The art museum is digitizing its collection of 19th-20th century Bengal prints

‘Saraswati’ by Hiralal Brahmakar, 1850s.
‘Saraswati’ by Hiralal Brahmakar, 1850s.

While the Museum of Art & Photography (MAP), one of South India’s first major private art museums, will open in 2020 in Bengaluru, it has already begun archiving its collection of over 15,000 artworks. As part of this project, MAP is also digitizing its rare collection of Bengal prints, which date back to mid-19th to 20th century. These function as milestones in the history of Bengal’s printmaking, throwing light on the techniques used. The collection (a total of over 100 prints, including five almanacs) comprise Battala woodcut prints (the first mass-produced artworks in Bengal), industrial lithography, the pre-Bengal School, as well as oleographs produced in Europe for the local market that were known as “German" prints and lithographic stones.

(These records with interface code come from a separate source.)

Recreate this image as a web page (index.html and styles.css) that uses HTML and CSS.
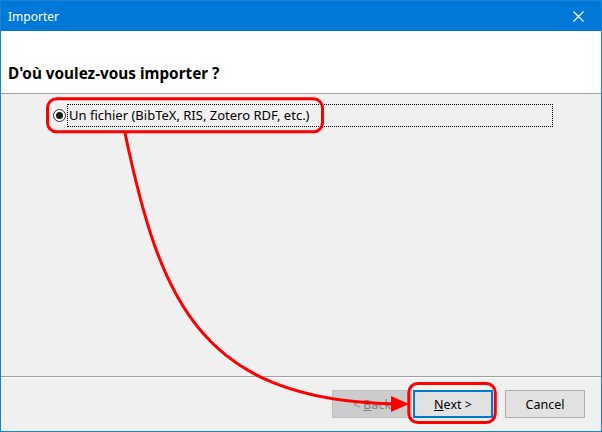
FILE: index.html
```html
<!DOCTYPE html>
<html lang="fr">
<head>
<meta charset="utf-8">
<title>Importer</title>
<link rel="stylesheet" href="styles.css">
</head>
<body>
<div class="window">
  <div class="titlebar">
    <span class="title">Importer</span>
    <span class="close">
      <svg width="11" height="11" viewBox="0 0 11 11"><path d="M0.5 0.5 L10.5 10.5 M10.5 0.5 L0.5 10.5" stroke="#fff" stroke-width="1.1" fill="none"/></svg>
    </span>
  </div>
  <div class="header">
    <h1 class="heading">D'où voulez-vous importer ?</h1>
  </div>
  <div class="content">
    <div class="option">
      <span class="radio"><span class="dot"></span></span>
      <span class="focus">Un fichier (BibTeX, RIS, Zotero RDF, etc.)</span>
    </div>
  </div>
  <div class="footer">
    <button class="btn disabled"><span>&lt; <u>B</u>ack</span></button>
    <button class="btn primary"><u>N</u>ext &gt;</button>
    <button class="btn cancel">Cancel</button>
  </div>
  <svg class="annot" width="602" height="432" viewBox="0 0 602 432">
    <rect x="47.5" y="98.8" width="275" height="33" rx="9" ry="9" fill="none" stroke="#ff0000" stroke-width="3"/>
    <rect x="408.8" y="383.5" width="86.5" height="39" rx="9" ry="9" fill="none" stroke="#ff0000" stroke-width="3"/>
    <path d="M125 133 C160 300 200 400 394 404" fill="none" stroke="#ff0000" stroke-width="3"/>
    <polygon points="391,396 409,404 391,412" fill="#ff0000"/>
  </svg>
</div>
</body>
</html>
```
FILE: styles.css
```css
* { box-sizing: border-box; }
html, body { margin: 0; padding: 0; background: #ffffff; }
body { font-family: "Noto Sans", "Open Sans", "Liberation Sans", sans-serif; }

.window {
  position: relative;
  width: 602px;
  height: 432px;
  border: 1px solid #1883d7;
  background: #f0f0f0;
  display: flex;
  flex-direction: column;
  overflow: hidden;
}

.titlebar {
  height: 30px;
  background: #0078d7;
  color: #ffffff;
  display: flex;
  align-items: center;
  justify-content: space-between;
  padding-left: 7px;
  font-size: 12px;
  flex: none;
}
.title { line-height: 30px; padding-top: 1px; }
.close {
  width: 45px;
  height: 30px;
  display: flex;
  align-items: center;
  justify-content: center;
  padding-top: 1px;
}

.header {
  height: 63px;
  background: #ffffff;
  border-bottom: 1px solid #a0a0a0;
  padding: 32px 0 0 7px;
  flex: none;
}
.heading {
  margin: 0;
  font-size: 15.3px;
  line-height: 20px;
  font-weight: bold;
  color: #000000;
}

.content {
  flex: 1;
  padding: 10px 0 0 52px;
}
.option {
  display: flex;
  align-items: center;
  height: 23px;
}
.radio {
  width: 13px;
  height: 13px;
  border-radius: 50%;
  border: 1px solid #333333;
  background: #ffffff;
  display: flex;
  align-items: center;
  justify-content: center;
  flex: none;
}
.dot {
  width: 7px;
  height: 7px;
  border-radius: 50%;
  background: #1a1a1a;
}
.focus {
  margin-left: 1px;
  width: 486px;
  height: 23px;
  border: 1px dotted #000000;
  font-size: 13px;
  line-height: 21px;
  padding-left: 1px;
  color: #000000;
}

.footer {
  height: 55px;
  border-top: 1px solid #a0a0a0;
  box-shadow: inset 0 1px 0 #ffffff;
  padding: 13px 16px 0 0;
  display: flex;
  justify-content: flex-end;
  align-items: flex-start;
  flex: none;
}
.btn {
  width: 80px;
  height: 28px;
  font-family: inherit;
  font-size: 12.5px;
  color: #000000;
  background: #e1e1e1;
  border: 1px solid #adadad;
  padding: 0;
  margin: 0;
}
.btn.disabled {
  background: #cccccc;
  border-color: #bfbfbf;
  color: #838383;
}
.btn.primary {
  margin-left: 1px;
  border: 2px solid #0078d7;
}
.btn.cancel {
  margin-left: 12px;
}

.annot {
  position: absolute;
  left: -1px;
  top: -1px;
  pointer-events: none;
}
```
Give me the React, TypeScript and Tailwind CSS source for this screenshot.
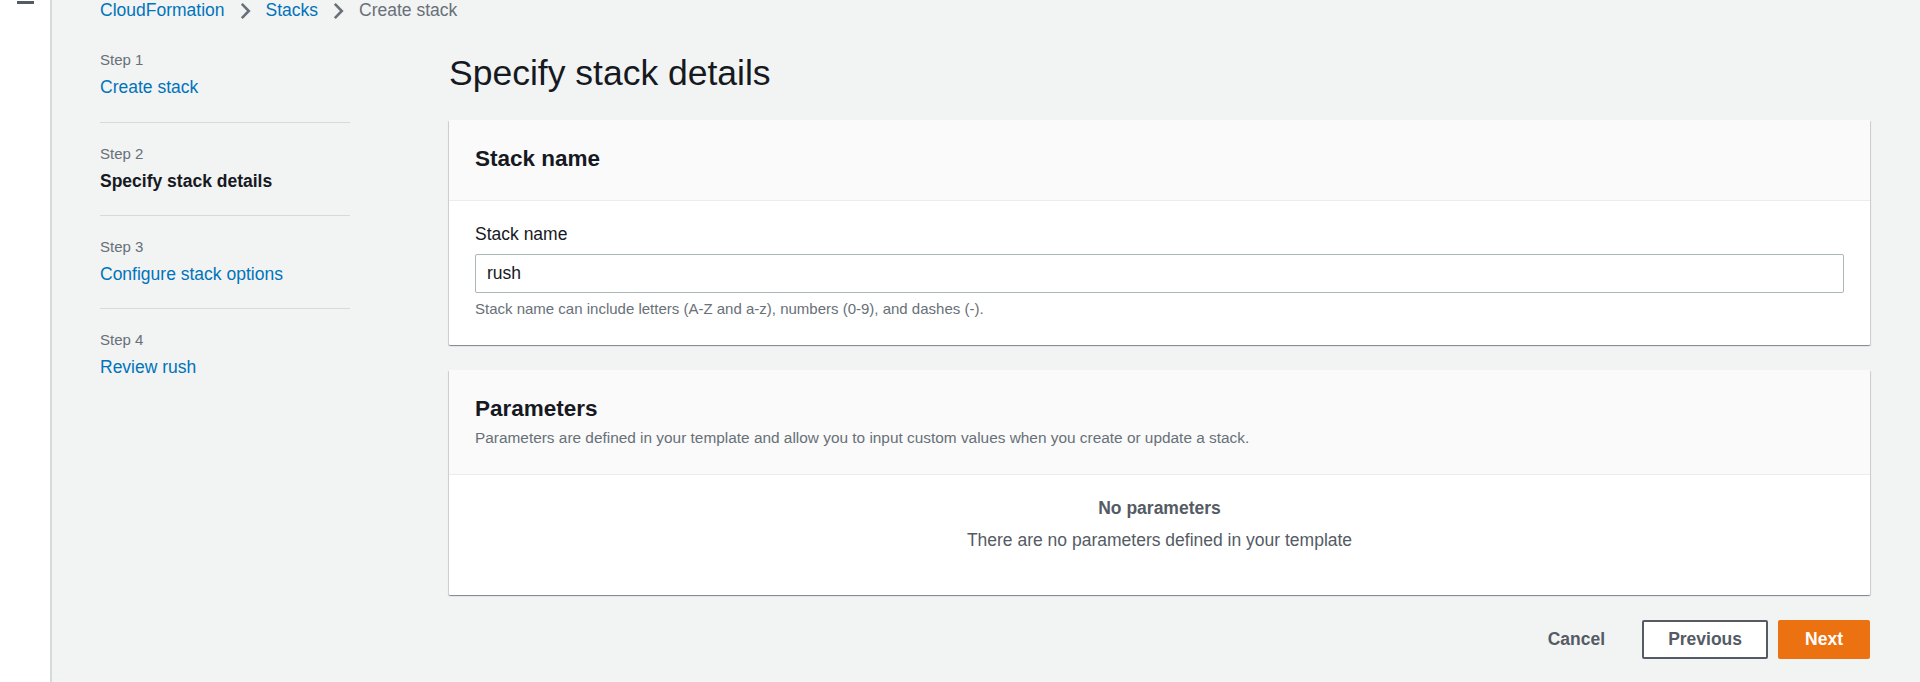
import { ReactNode } from 'react';

const steps = [
  { label: 'Step 1', title: 'Create stack', current: false },
  { label: 'Step 2', title: 'Specify stack details', current: true },
  { label: 'Step 3', title: 'Configure stack options', current: false },
  { label: 'Step 4', title: 'Review rush', current: false },
];

const Chevron = () => (
  <svg width="11" height="18" viewBox="0 0 11 18" className="shrink-0 mt-[1px]">
    <polyline points="1.8,1.8 8.8,9 1.8,16.2" fill="none" stroke="#687078" strokeWidth="2.6" />
  </svg>
);

const Card = ({ header, children }: { header: ReactNode; children: ReactNode }) => (
  <div className="bg-white rounded-[1px] shadow-[0_1px_1px_0_rgba(0,28,36,0.3),1px_1px_1px_0_rgba(0,28,36,0.15),-1px_1px_1px_0_rgba(0,28,36,0.15)]">
    <div className="bg-[#fafafa] border-b border-[#eaeded] px-[26px] pt-[24px] pb-[26px]">{header}</div>
    {children}
  </div>
);

const App = () => {
  return (
    <div
      className="flex min-h-[682px] bg-[#f2f3f3] text-[#16191f]"
      style={{ fontFamily: '"Liberation Sans", Arial, sans-serif' }}
    >
      {/* collapsed side rail */}
      <div className="w-[52px] shrink-0 bg-white border-r-2 border-[#d5dbdb] pl-[17px] pt-[1px]">
        <div className="w-[17px] h-[3px] bg-[#545b64]" />
      </div>

      <div className="flex-1 pl-[48px] pr-[50px]">
        {/* breadcrumb */}
        <nav className="flex items-center gap-[15px] text-[17.5px] leading-[22px] -mt-[1px]">
          <span className="text-[#0073bb]">CloudFormation</span>
          <Chevron />
          <span className="text-[#0073bb]">Stacks</span>
          <Chevron />
          <span className="text-[#687078]">Create stack</span>
        </nav>

        <div className="flex mt-[30px]">
          {/* wizard steps */}
          <ul className="w-[250px] shrink-0 -mt-[1px]">
            {steps.map((step, i) => (
              <li
                key={step.label}
                className={i === 0 ? 'pb-[24px] border-b border-[#d5dbdb]' : i === steps.length - 1 ? 'pt-[21px]' : 'pt-[21px] pb-[23px] border-b border-[#d5dbdb]'}
              >
                <div className="text-[15px] leading-[20px] text-[#687078]">{step.label}</div>
                <div
                  className={
                    step.current
                      ? 'mt-[6px] text-[17.5px] leading-[22px] font-bold text-[#16191f]'
                      : 'mt-[6px] text-[17.5px] leading-[22px] text-[#0073bb]'
                  }
                >
                  {step.title}
                </div>
              </li>
            ))}
          </ul>

          {/* main */}
          <main className="flex-1 ml-[99px]">
            <h1 className="text-[35.5px] leading-[44px] font-normal text-[#16191f]">Specify stack details</h1>

            <div className="mt-[25px]">
              <Card header={<h2 className="text-[22.5px] leading-[30px] font-bold">Stack name</h2>}>
                <div className="px-[26px] pt-[22px] pb-[26px]">
                  <label className="block text-[17.5px] leading-[22px] text-[#16191f]">Stack name</label>
                  <div className="mt-[9px] h-[39px] border border-[#aab7b8] rounded-[2px] flex items-center px-[11px] text-[17.5px] text-[#16191f]">
                    rush
                  </div>
                  <p className="mt-[6px] text-[15px] leading-[20px] text-[#687078]">
                    Stack name can include letters (A-Z and a-z), numbers (0-9), and dashes (-).
                  </p>
                </div>
              </Card>
            </div>

            <div className="mt-[25px]">
              <Card
                header={
                  <>
                    <h2 className="text-[22.5px] leading-[30px] font-bold">Parameters</h2>
                    <p className="mt-[4px] text-[15.4px] leading-[20px] text-[#687078]">
                      Parameters are defined in your template and allow you to input custom values when you create or update a stack.
                    </p>
                  </>
                }
              >
                <div className="pt-[22px] pb-[44px] text-center text-[#545b64] text-[17.5px] leading-[22px]">
                  <div className="font-bold">No parameters</div>
                  <div className="mt-[10px]">There are no parameters defined in your template</div>
                </div>
              </Card>
            </div>

            {/* actions */}
            <div className="mt-[25px] flex justify-end gap-[10px] text-[17.5px] font-bold">
              <button className="h-[39px] px-[25px] border-2 border-transparent rounded-[2px] text-[#545b64]">Cancel</button>
              <button className="h-[39px] px-[24px] border-2 border-[#545b64] rounded-[2px] bg-white text-[#545b64]">Previous</button>
              <button className="h-[39px] px-[25px] border-2 border-[#ec7211] rounded-[2px] bg-[#ec7211] text-white">Next</button>
            </div>
          </main>
        </div>
      </div>
    </div>
  );
};

export default App;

The Battala woodcut prints, for instance, surfaced in the early 19th century in Battala, Kolkata (then Calcutta), where the first Bengali printing press was established. These prints were made on low quality paper which could be afforded by commoners. A majority of them reflect dominant religious beliefs and Puranic myths of the time, but also depict how traditional Indian aesthetics merged with foreign styles. For instance, Saraswati (1850s) by Hiralal Bhramakar, is a print that shows the goddess standing on a lotus-petalled base, accompanied by celestial escorts. “However, these figures are featured in typical Neo-classical archways that are topped by European cherubs and an eagle—the majestic bird associated with the Roman empire and adopted in the late 18th century as a symbol for America," says Cecila Levin, MAP’s US representative.